Performing Without a Stage will be of special interest to translators, writers, editors, critics, and literature students, dealing as it does with such matters as the publishing, reviewing, and teaching of literary translations, the nearly nonexistent public image of the stageless translator, the state of literary translation at the end of the 20th century, and the value for writers and scholars of studying and practicing literary translation.

Translation is a truly multicultural event, without all the balloons and noisemakers. It enriches not only our personal knowledge and taste, but also our culture's literature, language, and thought. If it weren't for literary translation, we would be without the great Russian novelists and classic poets, not to mention without any knowledge of contemporary writing abroad. And the rest of the world would be without Shakespeare and Milton, Morrison and Roth.

Performing Without a Stage gives Anglophone readers access to the art that gives us access to world literature.


320 pages, only available as an e-book.

Available free in three digital formats



Creative Commons License

Performing Without a Stage: The Art of Literary Translation
by Robert Wechsler
is licensed
under a Creative Commons Attribution-Share Alike 3.0 United States License.




Excerpt from the Introduction to
Performing Without a Stage: The Art of Literary Translation


Literary translation is an odd art. It consists of a person sitting at a desk, writing literature that is not his, that has someone else's name on it, that has already been written. The translator's work appears to define derivativeness. Would anyone write a book about people who sit in a museum copying paintings? Copiers aren't artists, they're students, wannabes, or crooks.

Yet literary translation is an art. What makes it so odd an art is the fact that physically a translator does exactly the same thing as a writer. If an actor did the same thing as a playwright, a dancer did the same thing as a composer, or a singer did the same thing as a songwriter, no one would think much of what they do either.

Like a musician, a literary translator takes someone else's composition and performs it in his own special way. Just as a musician embodies someone else's notes by moving his body or throat, a translator embodies someone else's thoughts and images by writing in another language. The biggest difference isn't really that the musician produces air movements while the translator produces yet more words; it is that a musical composition is intended to be translated into body and throat movements, while a work of literature is not intended to be translated into another language. Thus, although it is practically invisible, the translator's art is the more problematic one. And it is also the more responsible one, because while every musician knows that his performance is simply one of many, often one of thousands, by that musician and by others, the translator knows that his performance may be the only one, at least the only one of his generation, and that he will not have the opportunity either to improve on it or to try a different approach.

And while the translator is shouldering this responsibility and forcing literary works into forms they were never intended to take, he also lacks a stage to do it on. No one can see his difficult performance, except where he slips up. In fact, unlike all other performers, he is praised primarily for not being seen, for having successfully created a palimpsest, two works, one on top of the other, an original and a performance, difficult to tell apart.

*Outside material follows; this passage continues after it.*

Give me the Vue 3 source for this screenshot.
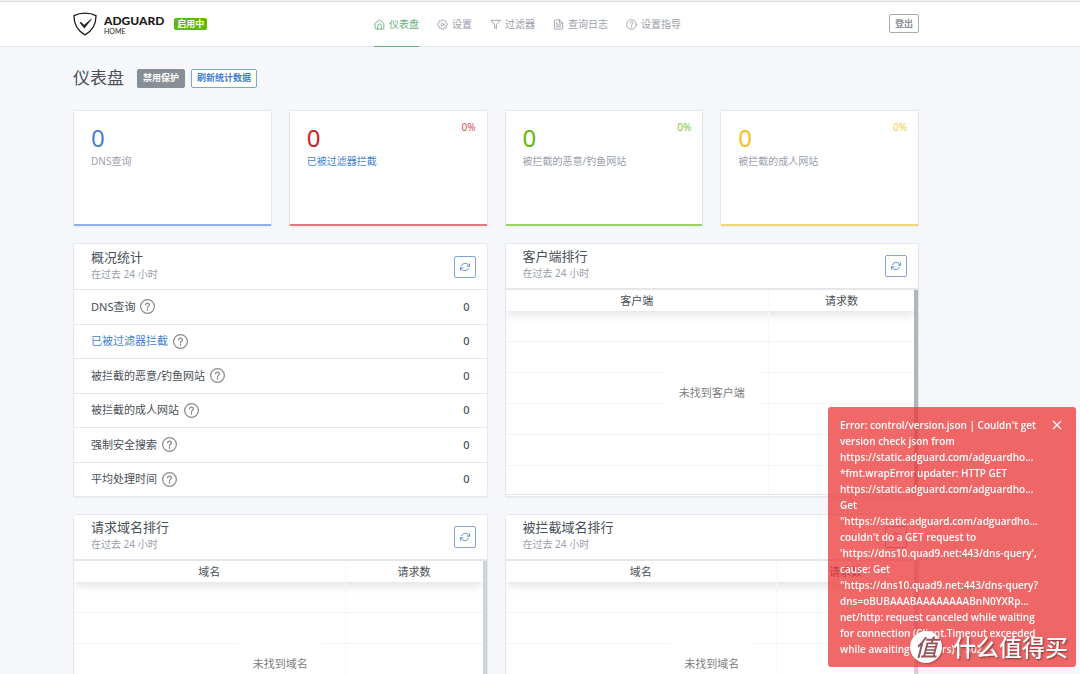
<script setup>
const navItems = [
  { label: '仪表盘', icon: 'home', active: true },
  { label: '设置', icon: 'settings' },
  { label: '过滤器', icon: 'filter' },
  { label: '查询日志', icon: 'log' },
  { label: '设置指导', icon: 'help' },
]

const counters = [
  { label: 'DNS查询', tone: 'blue' },
  { label: '已被过滤器拦截', tone: 'red', percent: '0%', link: true },
  { label: '被拦截的恶意/钓鱼网站', tone: 'green', percent: '0%' },
  { label: '被拦截的成人网站', tone: 'yellow', percent: '0%' },
]

const summary = [
  { label: 'DNS查询' },
  { label: '已被过滤器拦截', link: true },
  { label: '被拦截的恶意/钓鱼网站' },
  { label: '被拦截的成人网站' },
  { label: '强制安全搜索' },
  { label: '平均处理时间' },
]

const tables = [
  { title: '客户端排行', column: '客户端', empty: '未找到客户端', kind: 'clients' },
  { title: '请求域名排行', column: '域名', empty: '未找到域名', kind: 'domains' },
  { title: '被拦截域名排行', column: '域名', empty: '未找到域名', kind: 'domains' },
]

const errorLines = [
  "Error: control/version.json | Couldn't get",
  'version check json from',
  'https://static.adguard.com/adguardho…',
  '*fmt.wrapError updater: HTTP GET',
  'https://static.adguard.com/adguardho…',
  'Get',
  '"https://static.adguard.com/adguardho…',
  "couldn't do a GET request to",
  "'https://dns10.quad9.net:443/dns-query',",
  'cause: Get',
  '"https://dns10.quad9.net:443/dns-query?',
  'dns=oBUBAAABAAAAAAAABnN0YXRp…',
  'net/http: request canceled while waiting',
  'for connection (Client.Timeout exceeded',
  'while awaiting headers) | 502',
]
</script>

<template>
  <div class="page">
    <header class="header">
      <div class="container header-row">
        <div class="brand">
          <a class="logo" href="#" aria-label="AdGuard Home">
            <svg class="shield" viewBox="0 0 24 24" aria-hidden="true">
              <path d="M12 1.2C8.5 1.2 4.300 2 1 3.700C1 7.400.6 16.500 12 22.900C23.400 16.500 23 7.400 23 3.700C19.700 2 15.500 1.200 12 1.200Z" fill="none" stroke="#1b1b1b" stroke-width="1.300" />
              <path d="M6.500 10.400Q7.800 9.600 8.700 10.500L11.100 13L17.700 7.300Q18.400 6.900 18.900 7.100L11.300 16.500Z" fill="#1b1b1b" />
            </svg>
            <span class="wordmark"><b>ADGUARD</b><small>HOME</small></span>
          </a>
          <span class="status">启用中</span>
        </div>
        <nav class="nav">
          <a v-for="item in navItems" :key="item.label" href="#" :class="{ active: item.active }">
            <svg class="nav-icon" viewBox="0 0 24 24" aria-hidden="true">
              <template v-if="item.icon === 'home'">
                <path d="M2.500 9.500 12 2l9.500 7.500V20a2 2 0 0 1-2 2h-15a2 2 0 0 1-2-2z" />
                <path d="M8 22v-7a4 4 0 0 1 8 0v7" />
              </template>
              <template v-else-if="item.icon === 'settings'">
                <circle cx="12" cy="12" r="3" />
                <path d="M19.4 15a1.65 1.65 0 0 0 .33 1.82l.06.06a2 2 0 0 1 0 2.83 2 2 0 0 1-2.83 0l-.06-.06a1.65 1.65 0 0 0-1.82-.33 1.65 1.65 0 0 0-1 1.51V21a2 2 0 0 1-2 2 2 2 0 0 1-2-2v-.09A1.65 1.65 0 0 0 9 19.4a1.65 1.65 0 0 0-1.82.33l-.06.06a2 2 0 0 1-2.83 0 2 2 0 0 1 0-2.83l.06-.06a1.65 1.65 0 0 0 .33-1.82 1.65 1.65 0 0 0-1.51-1H3a2 2 0 0 1-2-2 2 2 0 0 1 2-2h.09A1.65 1.65 0 0 0 4.6 9a1.65 1.65 0 0 0-.33-1.82l-.06-.06a2 2 0 0 1 0-2.83 2 2 0 0 1 2.83 0l.06.06a1.65 1.65 0 0 0 1.82.33H9a1.65 1.65 0 0 0 1-1.51V3a2 2 0 0 1 2-2 2 2 0 0 1 2 2v.09a1.65 1.65 0 0 0 1 1.51 1.65 1.65 0 0 0 1.82-.33l.06-.06a2 2 0 0 1 2.83 0 2 2 0 0 1 0 2.83l-.06.06a1.65 1.65 0 0 0-.33 1.82V9a1.65 1.65 0 0 0 1.51 1H21a2 2 0 0 1 2 2 2 2 0 0 1-2 2h-.09a1.65 1.65 0 0 0-1.51 1z" />
              </template>
              <path v-else-if="item.icon === 'filter'" d="M22 3H2l8 9.460V19l4 2v-8.540z" />
              <template v-else-if="item.icon === 'log'">
                <path d="M14 2H5a2 2 0 0 0-2 2v16a2 2 0 0 0 2 2h14a2 2 0 0 0 2-2V9z" />
                <path d="M14 2v7h7M7 13h10M7 17h10M7 9h3" />
              </template>
              <template v-else>
                <circle cx="12" cy="12" r="10.500" />
                <path d="M9 9a3 3 0 0 1 6 0c0 2-3 2.500-3 5M12 17v1" />
              </template>
            </svg>
            <span>{{ item.label }}</span>
          </a>
        </nav>
        <button class="btn btn-gray-outline" type="button">登出</button>
      </div>
    </header>

    <main class="container main">
      <div class="title-row">
        <h1>仪表盘</h1>
        <button class="btn btn-gray" type="button">禁用保护</button>
        <button class="btn btn-blue-outline" type="button">刷新统计数据</button>
      </div>

      <section class="counters">
        <article v-for="c in counters" :key="c.label" class="card counter" :class="c.tone">
          <div class="counter-value">0</div>
          <a v-if="c.link" class="counter-label" href="#">{{ c.label }}</a>
          <div v-else class="counter-label">{{ c.label }}</div>
          <span v-if="c.percent" class="percent">{{ c.percent }}</span>
        </article>
      </section>

      <section class="panels">
        <article class="card panel">
          <div class="panel-head">
            <div>
              <h2>概况统计</h2>
              <p>在过去 24 小时</p>
            </div>
            <button class="refresh" type="button" aria-label="刷新">
              <svg viewBox="0 0 24 24" aria-hidden="true">
                <path d="M23 4v6h-6M1 20v-6h6M3.500 9a9 9 0 0 1 14.900-3.400L23 10M1 14l4.600 4.400A9 9 0 0 0 20.500 15" />
              </svg>
            </button>
          </div>
          <table class="summary">
            <tbody>
              <tr v-for="row in summary" :key="row.label">
                <th scope="row">
                  <span class="summary-label">
                    <a v-if="row.link" href="#">{{ row.label }}</a>
                    <span v-else>{{ row.label }}</span>
                    <svg class="hint" viewBox="0 0 24 24" aria-hidden="true">
                      <circle cx="12" cy="12" r="11" />
                      <path d="M9 9.500a3 3 0 0 1 6 0c0 2-3 2.200-3 4.300M12 16v1.800" />
                    </svg>
                  </span>
                </th>
                <td>0</td>
              </tr>
            </tbody>
          </table>
        </article>

        <article v-for="t in tables" :key="t.title" class="card panel">
          <div class="panel-head ranked">
            <div>
              <h2>{{ t.title }}</h2>
              <p>在过去 24 小时</p>
            </div>
            <button class="refresh" type="button" aria-label="刷新">
              <svg viewBox="0 0 24 24" aria-hidden="true">
                <path d="M23 4v6h-6M1 20v-6h6M3.500 9a9 9 0 0 1 14.900-3.400L23 10M1 14l4.600 4.400A9 9 0 0 0 20.500 15" />
              </svg>
            </button>
          </div>
          <div class="table-wrap" :class="t.kind">
            <table class="ranking">
              <thead>
                <tr>
                  <th scope="col" class="name-col">{{ t.column }}</th>
                  <th scope="col">请求数</th>
                </tr>
              </thead>
              <tbody>
                <tr v-for="n in 6" :key="n"><td></td><td></td></tr>
              </tbody>
            </table>
            <div class="track"></div>
            <div class="empty">{{ t.empty }}</div>
          </div>
        </article>
      </section>
    </main>

    <aside class="toast" role="alert">
      <p><span v-for="(line, i) in errorLines" :key="i">{{ line }}</span></p>
      <button type="button" aria-label="关闭">
        <svg viewBox="0 0 10 10" aria-hidden="true"><path d="M1 1l8 8M9 1l-8 8" /></svg>
      </button>
    </aside>

    <div class="watermark">
      <span class="seal">值</span>
      <span>什么值得买</span>
    </div>
  </div>
</template>

<style>
body {
  margin: 0;
  background: #f5f7fb;
}
</style>

<style scoped>
.page {
  height: 100vh;
  overflow: hidden;
  background: #f5f7fb;
  color: #495057;
  font-family: "Noto Sans", "Noto Sans CJK SC", sans-serif;
  font-size: 11px;
  line-height: 16px;
}
.page * { box-sizing: border-box; }
a { color: #467fcf; text-decoration: none; }
button { font-family: inherit; cursor: pointer; }
.container { padding: 0 161px 0 73px; }

.header {
  background: #fff;
  border-top: 1px solid #f2f2f2;
  border-bottom: 1px solid #dfe5ee;
  box-shadow: inset 0 1px #dcdcdc;
}
.header-row { display: flex; align-items: center; height: 45px; }
.brand { display: flex; align-items: center; gap: 10px; flex: 0 0 301px; }
.logo { display: flex; align-items: center; gap: 7px; color: #1b1b1b; }
.shield { width: 24px; height: 24px; }
.wordmark { display: flex; flex-direction: column; padding-top: 2px; font-family: Lato, sans-serif; }
.wordmark b { font-size: 12px; font-weight: 900; line-height: 12px; }
.wordmark small { font-size: 7px; line-height: 8px; }
.status {
  padding: 0 3px;
  border-radius: 2px;
  background: #5eba00;
  color: #fff;
  font-size: 9px;
  font-weight: 700;
  line-height: 12px;
}
.nav { display: flex; gap: 18px; flex: 1; align-self: stretch; }
.nav a {
  display: flex;
  align-items: center;
  gap: 4px;
  margin-bottom: -1px;
  padding-top: 1px;
  border-bottom: 1px solid transparent;
  color: #9aa0ac;
  font-size: 10px;
  white-space: nowrap;
}
.nav a.active { color: #67b279; border-color: #67b279; }
.nav-icon { width: 11px; height: 11px; fill: none; stroke: currentColor; stroke-width: 2; stroke-linejoin: round; stroke-linecap: round; }

.btn {
  height: 19px;
  padding: 0 5px;
  border: 1px solid;
  border-radius: 2px;
  font-size: 9px;
  font-weight: 700;
  line-height: 16px;
  white-space: nowrap;
}
.btn-gray { background: #868e96; border-color: #868e96; color: #fff; }
.btn-gray-outline { background: #fff; border-color: #a4aab0; color: #868e96; }
.btn-blue-outline { background: #fff; border-color: #7ea5dd; color: #467fcf; }

.main { padding-top: 20px; }
.title-row { display: flex; align-items: center; height: 22px; margin-bottom: 21px; gap: 6px; }
h1 { margin: 0 7px 0 0; font-size: 17px; font-weight: 400; line-height: 22px; }

.card {
  position: relative;
  background: #fff;
  border: 1px solid #e4e8ef;
  border-radius: 2px;
  box-shadow: 0 1px 2px rgba(0, 0, 0, 0.05);
}
.counters { display: grid; grid-template-columns: repeat(4, 1fr); gap: 17px; margin-bottom: 17px; }
.counter { min-height: 116px; padding: 15px 17px; border-bottom-width: 2px; }
.counter-value { font-size: 24px; line-height: 24px; }
.counter-label { display: block; margin-top: 3px; color: #9aa0ac; font-size: 10px; }
a.counter-label { color: #467fcf; }
.percent { position: absolute; top: 8px; right: 11px; font-size: 10px; opacity: 0.8; }
.blue { border-bottom-color: #8fb0e0; }
.blue .counter-value { color: #467fcf; }
.red { border-bottom-color: #df7b7b; }
.red .counter-value, .red .percent { color: #cd201f; }
.green { border-bottom-color: #9bd266; }
.green .counter-value, .green .percent { color: #5eba00; }
.yellow { border-bottom-color: #f2d67a; }
.yellow .counter-value, .yellow .percent { color: #f4bf20; }

.panels { display: grid; grid-template-columns: repeat(2, 1fr); gap: 17px; }
.panel { min-height: 253px; }
.panel-head { display: flex; align-items: center; justify-content: space-between; height: 45px; padding: 0 11px 0 17px; }
.panel-head.ranked { height: 44px; }
h2 { margin: 0; font-size: 13px; font-weight: 400; line-height: 18px; }
.panel-head p { margin: 0; color: #9aa0ac; font-size: 10px; line-height: 17px; }
.panel-head > div { padding-bottom: 3px; }
.refresh { display: grid; place-items: center; width: 22px; height: 22px; padding: 0; background: #fff; border: 1px solid #7ea5dd; border-radius: 2px; }
.refresh svg { width: 10px; height: 10px; fill: none; stroke: #467fcf; stroke-width: 2; stroke-linecap: round; stroke-linejoin: round; }

table { width: 100%; border-spacing: 0; }
.summary { height: 207px; }
.summary th, .summary td { padding: 0 17px; border-top: 1px solid #e4e8ef; text-align: left; font-weight: 400; }
.summary td { text-align: right; font-weight: 500; }
.summary-label { display: flex; align-items: center; gap: 5px; }
.hint { width: 15px; height: 15px; fill: none; stroke: #8b8b8b; stroke-width: 2; stroke-linecap: round; }

.table-wrap { position: relative; display: flex; height: 207px; overflow: hidden; border-top: 2px solid #e4e6e9; border-bottom: 1px solid #e4e6e9; }
.ranking { flex: 1; table-layout: fixed; }
.ranking thead { box-shadow: 0 2px 12px rgba(0, 0, 0, 0.15); }
.ranking th { height: 21px; padding: 0; font-weight: 400; }
.ranking td { height: 31px; padding: 0; border-bottom: 1px solid #f4f4f4; }
.ranking tr > :first-child { border-right: 1px solid #f7f7f7; }
.clients .name-col { width: 64.5%; }
.domains .name-col { width: 66.5%; }
.track { width: 4px; background: #ced4da; }
.clients .track { background: #adb5bd; }
.empty { position: absolute; top: 82px; left: 50%; padding: 13px 14px; transform: translateX(-50%); background: #fff; color: #808080; white-space: nowrap; }

.toast {
  position: fixed;
  right: 4px;
  bottom: 7px;
  display: flex;
  justify-content: space-between;
  width: 248px;
  padding: 10px 12px;
  border-radius: 3px;
  background: rgba(236, 53, 53, 0.75);
  color: #fff;
  font-family: "Open Sans", "Noto Sans", sans-serif;
  font-size: 10px;
  font-weight: 600;
}
.toast p { margin: 0; }
.toast span { display: block; white-space: nowrap; }
.toast button { display: grid; place-items: center; width: 14px; height: 16px; padding: 0; background: none; border: 0; }
.toast svg { width: 10px; height: 10px; stroke: #fff; stroke-width: 1.200; }

.watermark {
  position: fixed;
  right: 12px;
  bottom: 11px;
  display: flex;
  align-items: center;
  gap: 11px;
  color: #fff;
  font-size: 23px;
  line-height: 32px;
  font-weight: 500;
  text-shadow: 1px 1px 2px rgba(0, 0, 0, 0.5);
}
.seal {
  width: 32px;
  height: 32px;
  border-radius: 50%;
  background: #fff;
  color: #94565a;
  font-weight: 500;
  font-style: italic;
  text-align: center;
  text-shadow: none;
  box-shadow: 1px 1px 2px rgba(0, 0, 0, 0.3);
}
</style>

We tend to think of the literary translator as someone who's good with languages. Which is like saying a musician is someone who's good with notes. Of course he is, but being good with notes won't make you a good musician; its just one of the requirements. To play music, you have to be able to play an instrument, and you have to be sensitive to nuances and understand what combinations of notes mean and are. Similarly, a translator has to be able to read as well as a critic and write as well as a writer. John Dryden said it best back in the seventeenth century: "the true reason why we have so few versions which are tolerable [is that] there are so few who have all the talents which are requisite for translation, and that there is so little praise and so small encouragement for so considerable a part of learning." Not much has changed.